Our belief is that this price weakness should be short-lived. Profitability problems within the shale oil industry and the fiscal position of the OPEC countries are likely to squeeze supply fairly soon.

Quarantine measures, travel restrictions and temporary business closures in China could slash global demand by nearly 400,000 barrels per day (out of a total consumption of nearly 100 million barrels per day).

This may sound insignificant in percentage terms (0.4%) but in a situation of over-supply versus demand, the impact on prices is enormous.

The shale oil industry is price-sensitive

Our analysis is that a price around $50 per barrel for the West Texas Intermediate (WTI) is untenable for the shale oil industry. This industry, still dominated by small, independent producers, was already in difficulty before crude prices started to fall.

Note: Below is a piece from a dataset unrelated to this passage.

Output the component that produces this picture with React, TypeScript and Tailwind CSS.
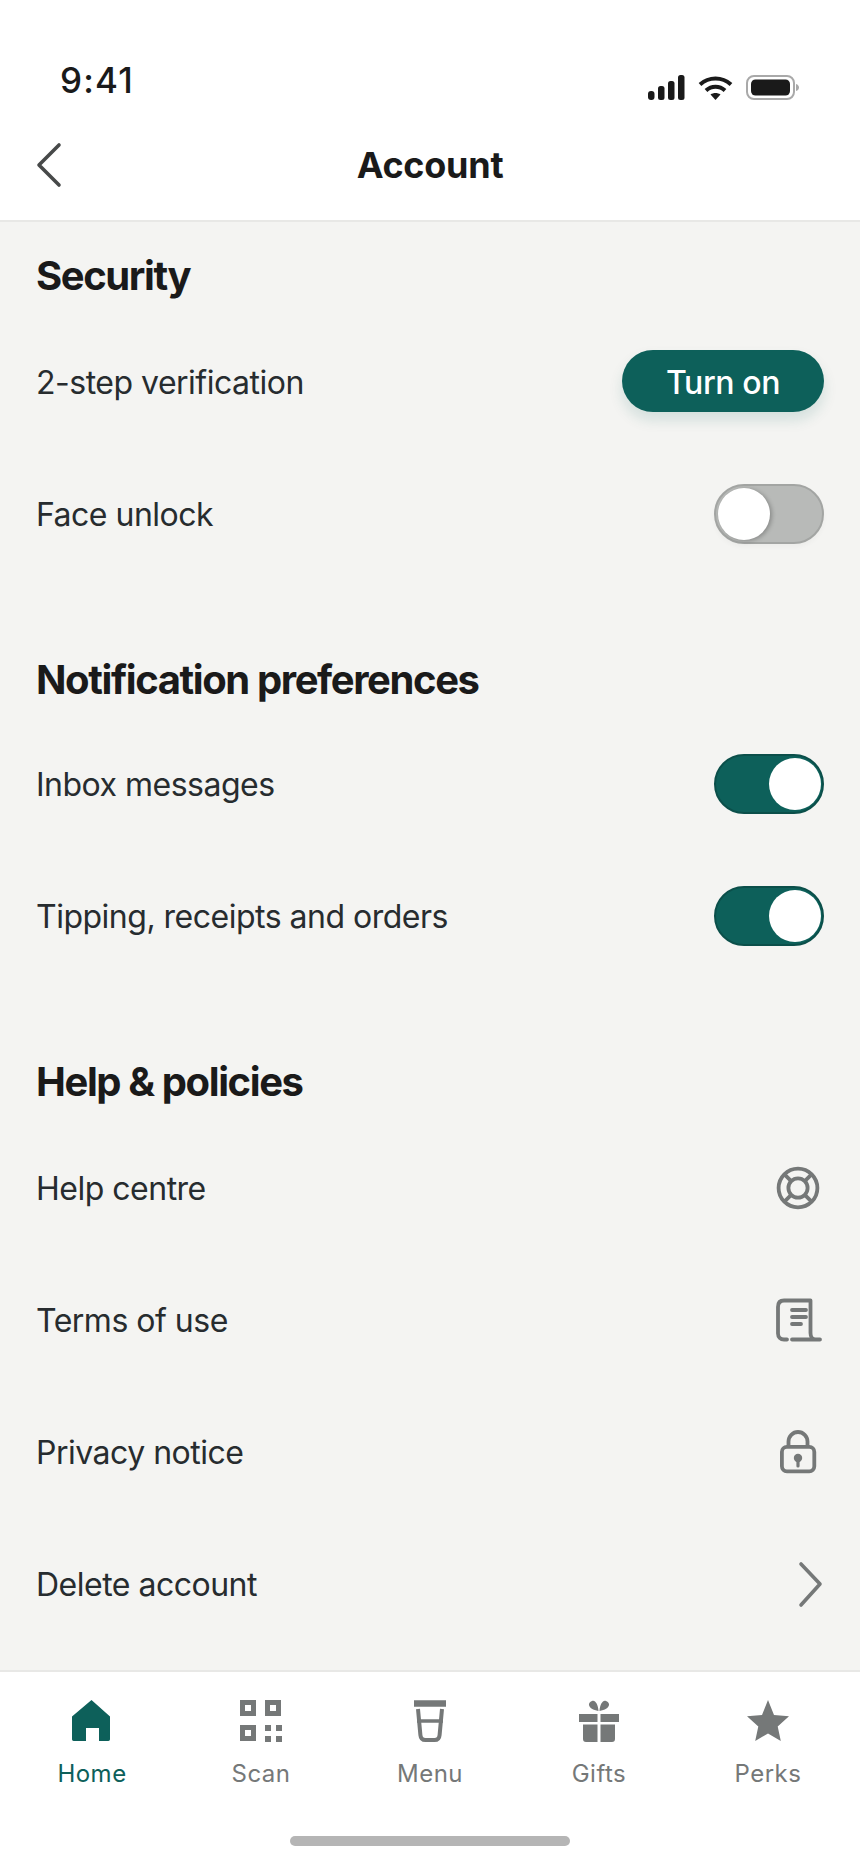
const FONT = "font-['Inter','Liberation_Sans',sans-serif]";

function Toggle({ on }: { on: boolean }) {
  return on ? (
    <div className="flex h-[60px] w-[110px] items-center justify-end rounded-full border-2 border-[#0b4f4a] bg-[#0d605a] pr-[1px]">
      <div className="h-[52px] w-[52px] rounded-full bg-white" />
    </div>
  ) : (
    <div className="flex h-[60px] w-[110px] items-center justify-start rounded-full border-2 border-[#a3a5a3] bg-[#b8bab8] pl-[2px] shadow-[0_3px_5px_rgba(0,0,0,0.03)]">
      <div className="h-[52px] w-[52px] rounded-full bg-white shadow-[2px_1px_4px_rgba(0,0,0,0.25)]" />
    </div>
  );
}

function Row({ label, children }: { label: string; children: React.ReactNode }) {
  return (
    <div className="flex h-[132px] items-center justify-between pl-[36px] pr-[36px]">
      <span className="relative top-[1px] text-[32px] font-normal leading-[40px] tracking-[-0.5px] text-[#272c2f]">{label}</span>
      {children}
    </div>
  );
}

function Heading({ children, className }: { children: React.ReactNode; className: string }) {
  return (
    <h2 className={`pl-[36px] text-[40px] font-bold leading-[48px] tracking-[-1.4px] text-[#1a1a1a] ${className}`}>
      {children}
    </h2>
  );
}

const G = "#757878";
const T = "#0d605a";

function Lifebuoy() {
  return (
    <svg width="48" height="48" viewBox="0 0 48 48" fill="none" stroke={G} strokeWidth="3.800">
      <circle cx="22" cy="24" r="19.400" />
      <circle cx="22" cy="24" r="9.600" />
      <path d="M8.200 10.200l7 7M35.800 10.200l-7 7M8.200 37.800l7-7M35.800 37.800l-7-7" />
    </svg>
  );
}

function Receipt() {
  return (
    <svg width="48" height="48" viewBox="0 0 48 48" fill="none" stroke={G} strokeWidth="3.800" strokeLinecap="round" strokeLinejoin="round">
      <path d="M11 43.500H8c-3.500 0-6-2.500-6-6V11c0-4.500 2.500-6.500 6-6.500h26.500V37c0 4 2 6.500 5 6.500h4.500M16 43.500h23" />
      <path d="M16 14h14M16 21h14M16 28h9" />
    </svg>
  );
}

function Lock() {
  return (
    <svg width="48" height="48" viewBox="0 0 48 48" fill="none">
      <path d="M12.500 19v-5.500a9.500 9.500 0 0 1 19 0V19" stroke={G} strokeWidth="3.800" />
      <rect x="5.900" y="18.900" width="32.400" height="24.400" rx="5" stroke={G} strokeWidth="3.800" />
      <circle cx="22" cy="30" r="4.200" fill={G} />
      <path d="M22 30v8" stroke={G} strokeWidth="3.200" strokeLinecap="round" />
    </svg>
  );
}

function ChevronRight() {
  return (
    <svg width="48" height="48" viewBox="0 0 48 48" fill="none" stroke={G} strokeWidth="3.600" strokeLinecap="round" strokeLinejoin="round">
      <path d="M25 4l19 20-19 21" />
    </svg>
  );
}

function NavItem({ label, active, children }: { label: string; active?: boolean; children: React.ReactNode }) {
  return (
    <div className="flex flex-col items-center">
      <div className="flex h-[44px] w-[44px] items-center justify-center">{children}</div>
      <span className={`mt-[16px] text-[24px] leading-[30px] tracking-[0.5px] ${active ? "text-[#0d605a]" : "text-[#757878]"}`}>
        {label}
      </span>
    </div>
  );
}

export default function App() {
  return (
    <div className={`flex h-[1864px] w-[860px] flex-col overflow-hidden bg-[#f4f4f2] ${FONT}`}>
      <header className="h-[222px] shrink-0 border-b-2 border-[#e8e8e6] bg-white">
        <div className="flex h-[134px] items-start justify-between pl-[60px] pr-[61px] pt-[58px]">
          <span className="text-[35px] font-medium leading-[44px] tracking-[1.2px] text-[#1a1a1a]">9:41</span>
          <div className="mt-[17px] flex items-center gap-[13px]">
            <svg width="37" height="25" viewBox="0 0 37 25" fill="#1a1a1a">
              <rect x="0" y="16" width="6.500" height="9" rx="3" />
              <rect x="10" y="11" width="6.500" height="14" rx="2.500" />
              <rect x="20" y="6" width="6.500" height="19" rx="2.500" />
              <rect x="30" y="0" width="6.500" height="25" rx="2.500" />
            </svg>
            <svg width="35" height="24" viewBox="0 0 35 24" fill="none" stroke="#1a1a1a" strokeWidth="4">
              <path d="M2 8.500c9-8 22-8 31 0M8 14.500c5.500-5 13.500-5 19 0" />
              <path d="M12.500 18.500c3-2 7-2 10 0L17.500 24z" fill="#1a1a1a" stroke="none" />
            </svg>
            <svg width="53" height="25" viewBox="0 0 53 25">
              <rect x="1" y="1" width="47" height="23" rx="7" fill="none" stroke="#a9a9a9" strokeWidth="2" />
              <rect x="5" y="4.500" width="39" height="16" rx="4.500" fill="#1a1a1a" />
              <path d="M50 9c2 .5 3 2 3 3.500s-1 3-3 3.500z" fill="#a9a9a9" />
            </svg>
          </div>
        </div>
        <div className="relative flex h-[62px] items-center justify-center">
          <svg className="absolute left-[36px] top-[8px]" width="26" height="46" viewBox="0 0 26 46" fill="none" stroke="#474949" strokeWidth="3.600" strokeLinecap="round" strokeLinejoin="round">
            <path d="M23 3L3 23l20 20" />
          </svg>
          <h1 className="text-[36px] font-bold leading-[44px] tracking-[-0.25px] text-[#1a1a1a]">Account</h1>
        </div>
      </header>

      <main className="flex-1">
        <section>
          <Heading className="mb-[16px] pt-[30px]">Security</Heading>
          <Row label="2-step verification">
            <button className="relative top-[-1px] flex h-[62px] w-[202px] items-center justify-center rounded-full bg-[#0d605a] pt-[4px] text-[32px] font-medium tracking-[-0.4px] text-white shadow-[0_8px_14px_rgba(15,99,93,0.14)]">
              Turn on
            </button>
          </Row>
          <Row label="Face unlock">
            <Toggle on={false} />
          </Row>
        </section>
        <section>
          <Heading className="mb-[14px] pt-[76px]">Notification preferences</Heading>
          <Row label="Inbox messages">
            <Toggle on />
          </Row>
          <Row label="Tipping, receipts and orders">
            <Toggle on />
          </Row>
        </section>
        <section>
          <Heading className="mb-[16px] pt-[76px]">Help &amp; policies</Heading>
          <Row label="Help centre">
            <Lifebuoy />
          </Row>
          <Row label="Terms of use">
            <Receipt />
          </Row>
          <Row label="Privacy notice">
            <Lock />
          </Row>
          <Row label="Delete account">
            <ChevronRight />
          </Row>
        </section>
      </main>

      <nav className="relative h-[194px] shrink-0 border-t-2 border-[#e8e8e6] bg-white">
        <div className="grid grid-cols-5 px-[7.500px] pt-[27px]">
          <NavItem label="Home" active>
            <svg width="40" height="44" viewBox="0 0 40 44" fill={T}>
              <path d="M19.500 1L38 17.500v23a2 2 0 0 1-2 1.500h-9V29H14v13H2a2 2 0 0 1-2-1.500v-23z" />
            </svg>
          </NavItem>
          <NavItem label="Scan">
            <svg width="42" height="42" viewBox="0 0 42 42" fill="none" stroke={G}>
              <g strokeWidth="5">
                <rect x="2.500" y="2.500" width="11" height="11" />
                <rect x="27.500" y="2.500" width="11" height="11" />
                <rect x="2.500" y="27.500" width="11" height="11" />
              </g>
              <g fill={G} stroke="none">
                <rect x="25" y="25" width="6" height="6" />
                <rect x="36" y="25" width="6" height="6" />
                <rect x="25" y="36" width="6" height="6" />
                <rect x="36" y="36" width="6" height="6" />
              </g>
            </svg>
          </NavItem>
          <NavItem label="Menu">
            <svg width="32" height="42" viewBox="0 0 32 42" fill="none" stroke={G}>
              <path d="M0 3.500h32" strokeWidth="6.500" />
              <path d="M4 9l2.400 26c.3 3.500 2 5 5 5h9.200c3 0 4.700-1.500 5-5L28 9" strokeWidth="4" />
              <path d="M3 21h26" strokeWidth="3.500" />
            </svg>
          </NavItem>
          <NavItem label="Gifts">
            <svg width="40" height="42" viewBox="0 0 40 42" fill={G}>
              <path d="M13 1c3-1.500 6 3 6.500 10-5.500-1-9-3-9.500-6-.3-2 1.500-3.500 3-4zM27 1c-3-1.500-6 3-6.500 10 5.500-1 9-3 9.500-6 .3-2-1.500-3.500-3-4z" />
              <rect x="0" y="14" width="18.500" height="8" />
              <rect x="21.500" y="14" width="18.500" height="8" />
              <path d="M4 24.500h14.500V42H7a3 3 0 0 1-3-3zM21.500 24.500H36V39a3 3 0 0 1-3 3H21.500z" />
            </svg>
          </NavItem>
          <NavItem label="Perks">
            <svg width="42" height="42" viewBox="0 0 42 42" fill={G}>
              <path d="M21 0l6 15 15 1.300-11.300 10.200L33.800 41 21 33.500 8.200 41l3.100-14.500L0 16.300 15 15z" />
            </svg>
          </NavItem>
        </div>
        <div className="absolute bottom-[18px] left-[290px] h-[10px] w-[280px] rounded-full bg-[#b5b5b5]" />
      </nav>
    </div>
  );
}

Unlike conventional oil fields, the lifespan of shale oil rigs is relatively short, which means that ongoing investments are needed to drill new rigs. These small producers were already struggling to generate regular cashflows and finance themselves.

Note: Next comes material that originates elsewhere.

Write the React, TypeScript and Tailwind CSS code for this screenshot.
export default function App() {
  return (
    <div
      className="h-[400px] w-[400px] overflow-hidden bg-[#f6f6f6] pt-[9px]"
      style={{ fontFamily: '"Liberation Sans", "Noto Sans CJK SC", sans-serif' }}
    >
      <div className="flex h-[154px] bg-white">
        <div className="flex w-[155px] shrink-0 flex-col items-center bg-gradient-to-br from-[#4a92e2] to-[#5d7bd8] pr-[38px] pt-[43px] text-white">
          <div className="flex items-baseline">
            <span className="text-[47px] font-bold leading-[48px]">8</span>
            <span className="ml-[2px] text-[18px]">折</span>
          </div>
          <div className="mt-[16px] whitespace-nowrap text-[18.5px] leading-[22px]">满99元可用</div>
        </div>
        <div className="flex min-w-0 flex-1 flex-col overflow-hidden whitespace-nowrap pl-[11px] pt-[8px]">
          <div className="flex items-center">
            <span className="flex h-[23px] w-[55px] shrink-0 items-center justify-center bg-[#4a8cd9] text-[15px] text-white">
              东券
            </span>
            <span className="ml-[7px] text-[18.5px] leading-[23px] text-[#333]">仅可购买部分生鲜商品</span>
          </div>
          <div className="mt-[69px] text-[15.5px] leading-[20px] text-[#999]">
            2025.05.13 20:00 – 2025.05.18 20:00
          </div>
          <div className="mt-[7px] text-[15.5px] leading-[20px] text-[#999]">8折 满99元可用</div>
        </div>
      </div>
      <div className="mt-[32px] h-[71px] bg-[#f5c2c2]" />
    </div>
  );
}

The number of bankruptcies doubled in 2019 (42 in the US and Canada) and the total amount of US bonds in default exceeded $208 billion. Shareholders are now demanding more dividends and fewer investments.

In the past, every major decline in crude prices led to a decline in the number of rigs in operation, after an adaptation period of 3 to 4 months. The same will be true this time, and overproduction will thus decrease.

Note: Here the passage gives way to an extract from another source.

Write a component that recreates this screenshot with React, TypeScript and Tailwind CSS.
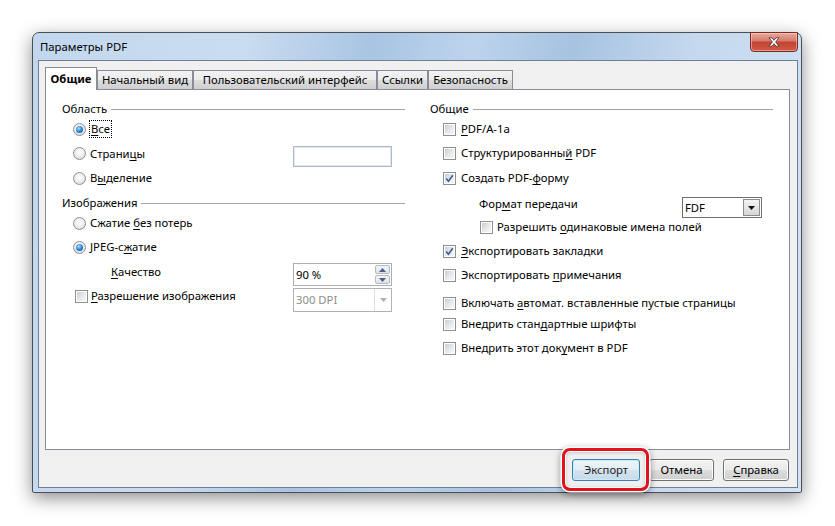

OPEC+ plans to cut production further

OPEC and associated countries (OPEC+) decided in early December to increase their production restrictions by an additional 0.5 million barrels per day, and Saudi Arabia reduced its own quota by 0.4 mb/d, bringing total production restrictions to 2.1 mb/d. For the past three years, OPEC+ has generally complied with its commitments, despite doubts about discipline within its organisation.

OPEC+ is currently discussing additional emergency measures to deal with the tumbling prices. This eventuality may curb downside speculation, with OPEC+ behaving like central banks whose rhetoric influences the markets even before any decision is made.

No geopolitical risk premium is abnormal

Geopolitical risks remain in the Middle East. The extremely effective attack on Saudi oil facilities in September 2019 and the intense tensions between the US and Iran at the beginning of January should remind us that the lack of risk premium in crude prices is abnormal. Any single incident could cause crude prices to soar.

The medium-term outlook remains positive

The 2-3 year outlook remains positive due to the lack of investments in conventional oilfields in the years following the fall in prices in 2014. Without any investments, the production of conventional fields decreases by 6-7% per year on average.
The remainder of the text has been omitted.